9. Two of my buddies and I have bought saxes from you and we love them. One of them bought your new Kessler baritone sax. Do you get many returns from people who buy new saxes from you? And if not, what do you attribute this to (your inspection process)?
I would say we have a very low return rate due to a few things, one knowledge and experience. When we assist in the decision as to which sax to purchase, we are giving the customer professional opinions, not just reading some stats on a computer screen from a call center based in middle America… you talk to someone who knows what they are talking about and personally has a vested interest in making sure that you are happy. You talk to someone whose name is “on the door” or in the case of the net, whose name is on every page of the site.
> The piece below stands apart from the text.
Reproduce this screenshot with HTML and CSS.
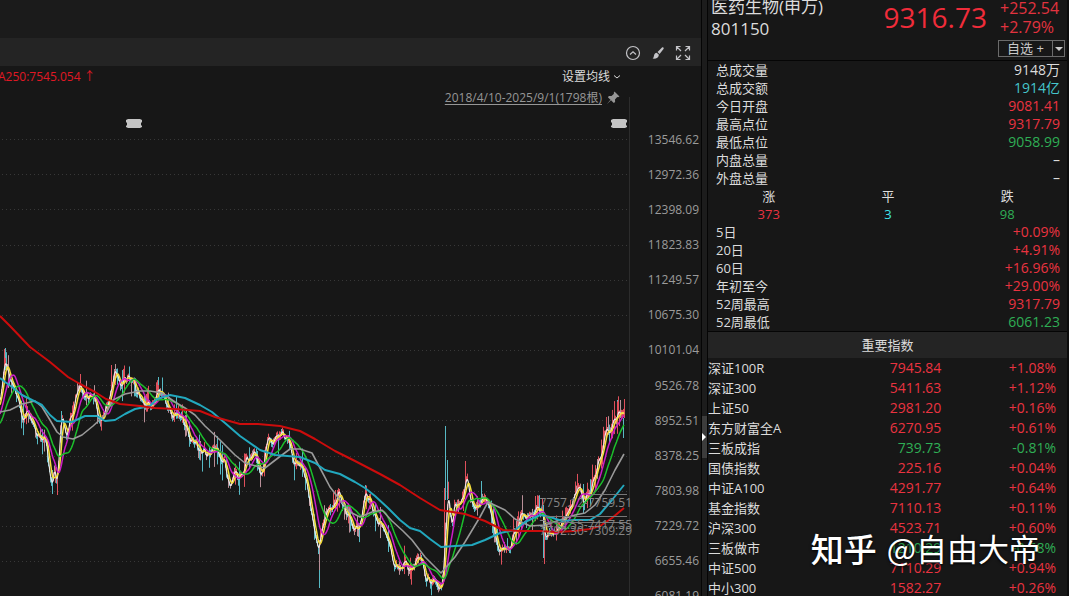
FILE: index.html
```html
<!DOCTYPE html>
<html lang="zh-CN">
<head>
<meta charset="utf-8">
<title>医药生物(申万) 801150</title>
<link rel="stylesheet" href="styles.css">
</head>
<body>
<div class="app">
  <main class="chart-panel">
    <div class="top-strip"></div>
    <div class="toolbar">
      <button class="icon-btn" type="button" aria-label="收起"><svg width="16" height="16" viewBox="0 0 16 16"><circle cx="8" cy="8" r="6.5"/><path d="M5 9.500 8 6.700l3 2.800"/></svg></button>
      <button class="icon-btn" type="button" aria-label="画笔"><svg width="16" height="16" viewBox="0 0 16 16"><path class="solid" d="M12 2.600c1-.9 2.300.2 1.500 1.300L9.600 9 7.500 7.100zM6.700 7.800l2.200 2C8.700 12.900 6 14 2.600 13.600c1.400-.9 1-2.200 1.600-3.800.5-1.200 1.400-1.900 2.500-2z"/></svg></button>
      <button class="icon-btn" type="button" aria-label="全屏"><svg width="16" height="16" viewBox="0 0 16 16"><path d="M1.500 5.500v-4h4M10.500 1.500h4v4M14.500 10.500v4h-4M5.500 14.500h-4v-4M2 2l4 4M14 2l-4 4M14 14l-4-4M2 14l4-4"/></svg></button>
    </div>
    <div class="legend-row">
      <span class="ma-label">A250:7545.054 ↑</span>
      <button class="ma-settings" type="button">设置均线<svg width="8" height="6" viewBox="0 0 8 6"><path d="M1 1.500 4 4l3-2.500"/></svg></button>
    </div>
    <div class="range-row">
      <a class="range" href="#">2018/4/10-2025/9/1(1798根)</a>
      <svg class="pin" width="14" height="14" viewBox="0 0 14 14"><path d="M8.500.5 13.500 5.500l-1.500.8-.8-.2-2.200 2.400.1 2.600-1.300 1L5 9.300.8 13.200 4.500 8.700 1.900 6.200l1-1.300 2.600.1 2.500-2.200-.3-.9z"/></svg>
    </div>
    <div class="chart-body">
      <div class="plot">
        <svg id="chart" class="chart" viewBox="0 108 640 488" preserveAspectRatio="none" role="img" aria-label="K线图"></svg>
        <div class="marks"><span class="note mid">7757.12-7759.51</span><span class="note low">7412.55-7417.55</span><span class="note base">7292.30-7309.29</span></div>
      </div>
      <div class="axis">
        <span>13546.62</span><span>12972.36</span><span>12398.09</span><span>11823.83</span><span>11249.57</span><span>10675.30</span><span>10101.04</span><span>9526.78</span><span>8952.51</span><span>8378.25</span><span>7803.98</span><span>7229.72</span><span>6655.46</span><span>6081.19</span>
      </div>
    </div>
  </main>
  <div class="splitter"><button class="grip" type="button" aria-label="展开侧栏"></button></div>
  <aside class="quote">
    <header class="head">
      <div class="title"><div>医药生物(申万)</div><div>801150</div></div>
      <div class="price">9316.73</div>
      <div class="change"><div>+252.54</div><div>+2.79%</div>
        <div class="fav"><button type="button">自选 +</button><button class="more" type="button" aria-label="更多"></button></div>
      </div>
    </header>
    <section class="stats">
      <table class="kv">
        <tr><th>总成交量</th><td>9148万</td></tr>
        <tr><th>总成交额</th><td class="cyan">1914亿</td></tr>
        <tr><th>今日开盘</th><td class="up">9081.41</td></tr>
        <tr><th>最高点位</th><td class="up">9317.79</td></tr>
        <tr><th>最低点位</th><td class="down">9058.99</td></tr>
        <tr><th>内盘总量</th><td>–</td></tr>
        <tr><th>外盘总量</th><td>–</td></tr>
      </table>
      <table class="breadth">
        <tr><th>涨</th><th>平</th><th>跌</th></tr>
        <tr><td class="up">373</td><td class="flat">3</td><td class="down">98</td></tr>
      </table>
      <table class="kv">
        <tr><th>5日</th><td class="up">+0.09%</td></tr>
        <tr><th>20日</th><td class="up">+4.91%</td></tr>
        <tr><th>60日</th><td class="up">+16.96%</td></tr>
        <tr><th>年初至今</th><td class="up">+29.00%</td></tr>
        <tr><th>52周最高</th><td class="up">9317.79</td></tr>
        <tr><th>52周最低</th><td class="down">6061.23</td></tr>
      </table>
    </section>
    <h2 class="section-title">重要指数</h2>
    <table class="indices">
      <tr class="up"><th>深证100R</th><td>7945.84</td><td>+1.08%</td></tr>
      <tr class="up"><th>深证300</th><td>5411.63</td><td>+1.12%</td></tr>
      <tr class="up"><th>上证50</th><td>2981.20</td><td>+0.16%</td></tr>
      <tr class="up"><th>东方财富全A</th><td>6270.95</td><td>+0.61%</td></tr>
      <tr class="down"><th>三板成指</th><td>739.73</td><td>-0.81%</td></tr>
      <tr class="up"><th>国债指数</th><td>225.16</td><td>+0.04%</td></tr>
      <tr class="up"><th>中证A100</th><td>4291.77</td><td>+0.64%</td></tr>
      <tr class="up"><th>基金指数</th><td>7110.13</td><td>+0.11%</td></tr>
      <tr class="up"><th>沪深300</th><td>4523.71</td><td>+0.60%</td></tr>
      <tr class="down"><th>三板做市</th><td>1210.29</td><td>-0.58%</td></tr>
      <tr class="up"><th>中证500</th><td>7110.29</td><td>+0.94%</td></tr>
      <tr class="up"><th>中小300</th><td>1582.27</td><td>+0.26%</td></tr>
    </table>
  </aside>
  <div class="watermark"><b>知乎</b><span>@自由大帝</span></div>
</div>
<script src="chart.js"></script>
</body>
</html>
```

FILE: styles.css
```css
* { box-sizing: border-box; }
body {
  margin: 0;
  background: #171717;
  color: #dcdcdc;
  font: 13px/18px "Open Sans", "Noto Sans CJK SC", sans-serif;
}
button { font: inherit; color: inherit; background: none; border: 0; padding: 0; margin: 0; }
table { border-collapse: collapse; width: 100%; table-layout: fixed; }
th, td { padding: 0; font-weight: 400; }
.app { position: relative; display: flex; height: 100vh; overflow: hidden; }

.chart-panel { flex: 1; min-width: 0; display: flex; flex-direction: column; }
.top-strip { height: 38px; flex: none; background: #1b1b1b; }
.toolbar {
  height: 28px; flex: none; background: #242424;
  display: flex; justify-content: flex-end; align-items: center; gap: 9px;
  padding: 2px 10px 0 0;
}
.icon-btn { width: 16px; height: 16px; }
.icon-btn svg { display: block; fill: none; stroke: #c4c4c8; stroke-width: 1.2; }
.icon-btn .solid { fill: #c4c4c8; stroke: none; }
.legend-row {
  height: 21px; flex: none; font-size: 12px; line-height: 21px;
  display: flex; justify-content: space-between; padding-right: 80px;
}
.ma-label { color: #e01824; margin-left: -2px; }
.ma-settings { display: flex; align-items: center; gap: 3px; }
.ma-settings svg { fill: none; stroke: #dcdcdc; }
.range-row {
  height: 21px; flex: none; font-size: 12px; line-height: 21px;
  display: flex; justify-content: flex-end; align-items: center; gap: 4px; padding-right: 81px;
}
.range { color: #969696; text-decoration: underline; text-underline-offset: 2px; }
.pin { fill: #969696; }
.chart-body { flex: 1; min-height: 0; display: flex; }
.plot { flex: 1; min-width: 0; position: relative; }
.chart { display: block; width: 100%; height: 100%; overflow: visible; }
.grid { stroke: #383838; stroke-dasharray: 1 3; }
.frame { stroke: #2c2c2c; }
.guide { stroke: #777; }
.badge { fill: #c4c4c4; }
.bars { fill: none; stroke-width: 1; }
.bars.rise { stroke: #e0505c; }
.bars.fall { stroke: #57b9c4; }
.bars.wick { stroke: #b98f98; }
.line { fill: none; stroke-width: 1.5; stroke-linejoin: round; }
.ma5 { stroke: #efe9e6; stroke-width: 1.2; }
.ma10 { stroke: #f6e03c; }
.ma20 { stroke: #cc1cc6; }
.ma30 { stroke: #1cc02c; }
.ma60 { stroke: #9a9a9a; stroke-width: 1.6; }
.ma120 { stroke: #22a8be; stroke-width: 2; }
.ma250 { stroke: #cc0c0c; stroke-width: 2; }
.note { position: absolute; right: 8px; color: #858585; font-size: 12px; line-height: 16px; }
.mid { top: 387px; }
.low { top: 409px; }
.base { top: 415px; }
.axis {
  width: 61px; margin: 14px 0 -18px; padding-right: 2px; flex: none;
  display: grid; grid-template-rows: repeat(14, 1fr); align-items: center; justify-items: end;
  color: #9b9b9b; font-size: 12px; line-height: 16px;
}

.splitter {
  width: 7px; flex: none; background: #1c1c1c;
  border: solid #050505; border-width: 0 1px;
  display: flex; flex-direction: column; justify-content: center; padding-top: 278px;
}
.grip { height: 42px; background: #3c3c3c; position: relative; }
.grip::after {
  content: ""; position: absolute; left: 0; top: 17px;
  border: solid transparent; border-width: 4px 0 4px 4px; border-left-color: #fff;
}

.quote { width: 361px; flex: none; border-right: 2px solid #0c0c0c; overflow: hidden; }
.head { height: 61px; display: flex; border-bottom: 1px solid #050505; overflow: hidden; }
.title { flex: 1; padding-left: 3px; font-size: 17px; line-height: 22px; margin-top: -4px; }
.price { color: #f02c3a; font-size: 28px; line-height: 34px; padding-right: 13px; }
.change { width: 67px; color: #e2333f; font-size: 16px; line-height: 19px; margin-top: -1px; }
.fav {
  display: flex; width: 67px; height: 17px; margin: 3px 0 0 -2px;
  border: 1px solid #6b6b6b; color: #c8c8c8; font-size: 13px; line-height: 15px;
}
.fav button { flex: 1; line-height: 15px; }
.fav .more { flex: 0 0 12px; border-left: 1px solid #6b6b6b; display: grid; place-items: center; }
.more::after { content: ""; border: solid transparent; border-width: 4px 4px 0; border-top-color: #ccc; }

.stats { padding: 0 7px 0 8px; border-bottom: 1px solid #050505; }
.stats tr { height: 18px; }
.kv th { text-align: left; }
.kv td { text-align: right; font-size: 14px; line-height: 18px; }
.breadth { width: 104%; margin-left: -2%; }
.breadth th, .breadth td { text-align: center; }
.up { color: #ea3340; }
.down { color: #2fae55; }
.cyan { color: #45c6cc; }
.flat { color: #3fe4ec; }
.section-title {
  margin: 0; height: 26px; background: #242424;
  font-size: 13px; font-weight: 400; line-height: 26px; text-align: center;
}
.indices tr { height: 20px; }
.indices th { color: #dcdcdc; text-align: left; width: 33%; }
.indices td { text-align: right; font-size: 14px; line-height: 20px; }
.indices td:last-child { padding-right: 11px; width: 35%; }

.watermark {
  position: absolute; right: 29px; bottom: 26px; display: flex; gap: 10px; align-items: center;
  color: #fff; font: 31px/44px "Noto Sans CJK SC", sans-serif; text-shadow: 0 1px 3px #000;
}
.watermark b { font-size: 33px; font-weight: 500; }
```

FILE: chart.js
```js
const price = [[-30,440],[-12,430],[-4,410],[0,395],[2,380],[5,364],[8,368],[10,378],[13,385],[18,395],[20,410],[22,422],[24,415],[27,413],[30,420],[33,425],[36,432],[40,435],[43,438],[46,445],[48,462],[50,478],[52,485],[54,472],[57,478],[59,455],[60,430],[62,418],[64,425],[66,432],[68,430],[70,420],[73,415],[75,400],[78,390],[80,386],[82,392],[85,398],[88,396],[92,392],[95,398],[98,418],[101,420],[104,410],[107,405],[109,400],[112,385],[114,372],[117,377],[120,383],[124,380],[127,378],[130,381],[134,385],[137,392],[140,398],[143,405],[147,405],[150,403],[153,400],[156,392],[158,385],[160,390],[163,398],[166,408],[170,415],[173,418],[176,412],[179,415],[182,418],[185,425],[188,435],[192,442],[196,446],[200,448],[204,452],[208,455],[213,446],[217,452],[220,462],[224,462],[227,475],[230,485],[233,478],[236,475],[240,478],[243,470],[246,460],[250,455],[254,446],[257,460],[260,478],[263,465],[265,450],[268,440],[272,441],[276,437],[280,433],[282,432],[285,438],[288,442],[291,450],[294,460],[297,460],[300,462],[304,475],[307,488],[310,505],[313,520],[316,540],[318,553],[320,540],[322,530],[325,515],[328,508],[331,508],[334,505],[337,497],[339,495],[342,505],[346,513],[350,520],[354,531],[358,528],[361,515],[363,500],[365,490],[368,496],[371,505],[375,515],[380,525],[384,535],[388,545],[392,558],[396,568],[399,573],[403,565],[406,562],[410,570],[413,565],[417,558],[420,562],[423,565],[426,578],[430,580],[434,582],[438,588],[441,592],[443,575],[445,535],[447,505],[448,495],[450,515],[452,520],[454,508],[457,506],[460,508],[463,500],[465,485],[467,482],[469,492],[472,500],[475,508],[478,503],[482,495],[485,497],[488,505],[490,512],[493,525],[496,540],[499,550],[502,547],[506,545],[510,545],[513,535],[517,524],[520,516],[523,518],[527,514],[532,512],[536,510],[540,510],[543,516],[544,528],[546,535],[549,530],[553,535],[557,527],[562,522],[566,515],[570,510],[574,498],[576,488],[578,484],[581,492],[584,502],[587,497],[591,490],[595,478],[598,465],[601,452],[604,440],[607,428],[611,430],[614,422],[617,418],[620,411],[624,412]];
const slow = {
  ma60: "0,412 10,410 22,404 35,401 42,407 50,420 57,432 63,437 73,439 82,435 93,426 105,415 113,400 125,394 140,391 150,391 162,393 175,402 185,408 195,415 205,426 220,440 235,455 245,463 256,466 265,468 278,458 290,449 300,449 312,453 320,468 330,487 340,500 350,512 360,517 372,512 382,510 392,521 403,531 412,540 425,557 441,573 455,557 465,542 480,517 488,502 505,510 515,519 530,526 545,525 560,520 575,515 585,513 595,505 605,490 615,470 624,454",
  ma120: "0,378 5,382 12,387 22,395 32,400 42,405 50,415 57,421 72,422 85,416 97,416 105,421 115,420 125,414 135,409 150,406 157,399 170,395 185,398 200,405 212,412 225,423 240,436 260,450 275,455 300,457 315,463 325,470 340,474 355,482 365,488 375,496 388,508 400,520 410,528 420,531 430,539 441,547 455,546 472,545 485,540 500,533 515,530 525,522 540,515 550,517 562,521 575,520 590,520 600,514 612,500 624,485",
  ma250: "0,316 10,326 30,347 50,362 68,377 80,384 95,392 106,399 120,404 140,406 155,408 175,409 200,411 215,417 240,424 258,424 280,426 300,431 315,439 335,451 355,461 380,474 400,485 420,498 440,510 465,514 485,521 503,530 520,531 540,531 555,532 575,531 590,529 600,526 612,518 624,508"
};
const spikes = [["fall",5,348,370],["fall",52,470,494],["rise",57,470,495],["fall",61,411,450],["rise",111,365,400],["wick",115,364,385],["fall",158,377,395],["wick",319,540,570],["fall",319,570,588],["fall",365,485,500],["fall",445,426,500],["fall",447,460,500],["rise",444,488,570],["rise",465,461,490],["fall",481,481,500],["fall",543,505,558],["rise",544,515,564],["rise",542,498,515],["rise",606,417,440],["fall",617,400,425],["wick",620,400,418],["rise",624,399,418],["fall",623,418,438]];

let seed = 7;
const rand = () => (seed = (seed * 16807) % 2147483647) / 2147483647;
const zigzag = Array.from({ length: 340 }, () => (rand() - 0.5) * 10);
const base = x => {
  let i = 1;
  while (i < price.length - 1 && price[i][0] < x) i++;
  const [a, b] = [price[i - 1], price[i]];
  return a[1] + (b[1] - a[1]) * (x - a[0]) / (b[0] - a[0]);
};
const at = x => {
  const t = (x + 40) / 2, i = Math.floor(t);
  return Math.min(594, base(x) + zigzag[i] + (zigzag[i + 1] - zigzag[i]) * (t - i));
};
const step = 0.5;
const close = [];
for (let x = -30; x <= 624; x += step) close.push([x, at(x)]);
const average = span => {
  const n = span / step;
  return close.map(([x], i) => {
    const part = close.slice(Math.max(0, i - n + 1), i + 1);
    return [x, part.reduce((s, p) => s + p[1], 0) / part.length];
  }).filter(p => p[0] >= 0).map(p => p[0] + "," + p[1].toFixed(1)).join(" ");
};
const paths = { rise: "", fall: "", wick: "" };
for (let x = 0; x < 624; x++) {
  const y = at(x), slope = at(x) - at(x - 2), r = rand();
  const kind = r < 0.25 ? "wick" : (slope + (rand() - 0.5) * 8 < 0 ? "rise" : "fall");
  const big = rand() < 0.3 ? 13 : 0;
  paths[kind] += `M${x + 0.5} ${(y - 1 - rand() * (4 + big)).toFixed(1)}V${(y + 1 + rand() * (4 + big)).toFixed(1)}`;
}
for (const [kind, x, top, bottom] of spikes) paths[kind] += `M${x + 0.5} ${top}V${bottom}`;

let out = "";
for (let i = 0; i < 13; i++) {
  const y = Math.round(139 + i * 35.17) + 0.5;
  out += `<path class="grid" d="M2 ${y}H629"/>`;
}
out += '<path class="frame" d="M629.5 97V596"/>';
for (const kind of ["wick", "fall", "rise"]) out += `<path class="bars ${kind}" d="${paths[kind]}"/>`;
for (const [name, span] of [["ma5", 2], ["ma10", 5], ["ma20", 12], ["ma30", 23]]) {
  out += `<polyline class="line ${name}" points="${average(span)}"/>`;
}
for (const name in slow) out += `<polyline class="line ${name}" points="${slow[name]}"/>`;
out += '<path class="guide" d="M590 494.500H627M545 516.500H627M545 522.500H627"/>';
for (const x of [134, 619]) {
  out += `<path class="badge" d="M${x - 6} 119h12l2 1v2l-1 1v2l1 1v1l-2 1h-12l-2-1v-1l1-1v-2l-1-1v-2z"/>`;
}
document.getElementById("chart").innerHTML = out;
```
We make sure that you are getting a product that in our opinion will be exactly what you are looking for because we know what we are looking for when we are evaluating products.
Also, there’s our setup. We do not ship anything without first going over it. The customer is happier with the instrument because right out of the box, it plays. They are less likely to return the instrument because combined with our recommendation process, the customer has a horn that is what they we need and that plays right away.
Of course we have our share of returns but 99.9% of the time, the customers are very satisfied with our service and I would say that 85% of them still end up making their final purchase with us (the other 15% may be to a used instrument that they found or maybe they were trying mine out next to something that they got somewhere else on evaluation).
We strive for satisfaction. We want everyone to be 100% satisfied with our service regardless of whether they keep the instrument we sent to them or not.